Trotzdem kann man sich kaum vor­stellen, dass in Afgha­ni­stan pro­fes­sio­nell Fuß­ball gespielt wird.
Es gibt zwei Sta­dien in Kabul, die beide in ganz ordent­li­chem Zustand sind. Ferozi spielt im Ghazi-Sta­dion und meis­tens trai­nieren wir da auch. In letzter Zeit mussten wir aber oft in die Halle aus­wei­chen – warum, weiß ich auch nicht. Der ganze Betrieb ist ziem­lich chao­tisch, oft erfährt man spontan, dass am nächsten Tag ein Spiel ansteht.

Und wie funk­tio­niert das Liga­system?
Es gibt zwei Ligen. Ich spiele in der Kabul-Liga, in der aus­schließ­lich Ver­eine aus der Haupt­stadt gegen­ein­ander antreten. Deren Spiele werden nicht im Fern­sehen gezeigt. Es gibt aber auch die lan­des­weite Afghan Pre­mier League, die ein biss­chen wie eine Rea­lity-TV-Sen­dung abläuft.

Wie bitte?
Die Liga wird von einem großen Tele­kom­mu­ni­ka­ti­ons­un­ter­nehmen gespon­sert, jeder der acht Ver­eine ver­tritt eine Region des Landes. In den unter­schied­li­chen Gebieten können die Spieler zum Pro­be­trai­ning kommen. Die Aus­wahl läuft dann fast wie bei der Fern­seh­sen­dung Das Super­ta­lent“. Der größte Pri­vat­sender hat daraus eine Cas­ting­show gemacht. Die Kan­di­daten mussten fern­seh­taug­liche Prü­fungen absol­vieren, etwa mit großen Gum­mi­reifen umher­rennen, was ich noch nie bei einem Fuß­ball­trai­ning gesehen habe. Eine Exper­ten­jury wählt dann die Spieler aus. Im ersten Jahr haben sogar die Fern­seh­zu­schauer per SMS für ihre Lieb­linge gestimmt. Das wurde im zweiten Jahr gelassen, weil es offenbar nicht nach Qua­lität ging.

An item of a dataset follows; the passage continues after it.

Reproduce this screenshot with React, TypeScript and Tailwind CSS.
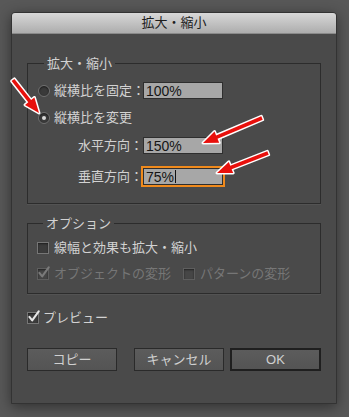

Haben Sie sich nicht beworben?
Bisher durften Aus­länder nicht in dieser Liga spielen. Für die nächste Saison haben sie mich aber zum Pro­be­trai­ning ein­ge­laden. Es wäre ein Traum dort zu spielen, allein schon wegen der Mög­lich­keit, das gesamte Land ken­nen­zu­lernen. Doch ich muss mir auch noch mal ganz genau über­legen, wie ris­kant das wäre. Außer­halb Kabuls kann es für Aus­länder doch schnell gefähr­lich werden – erst recht, wenn mich alle aus dem Fern­sehen kennen.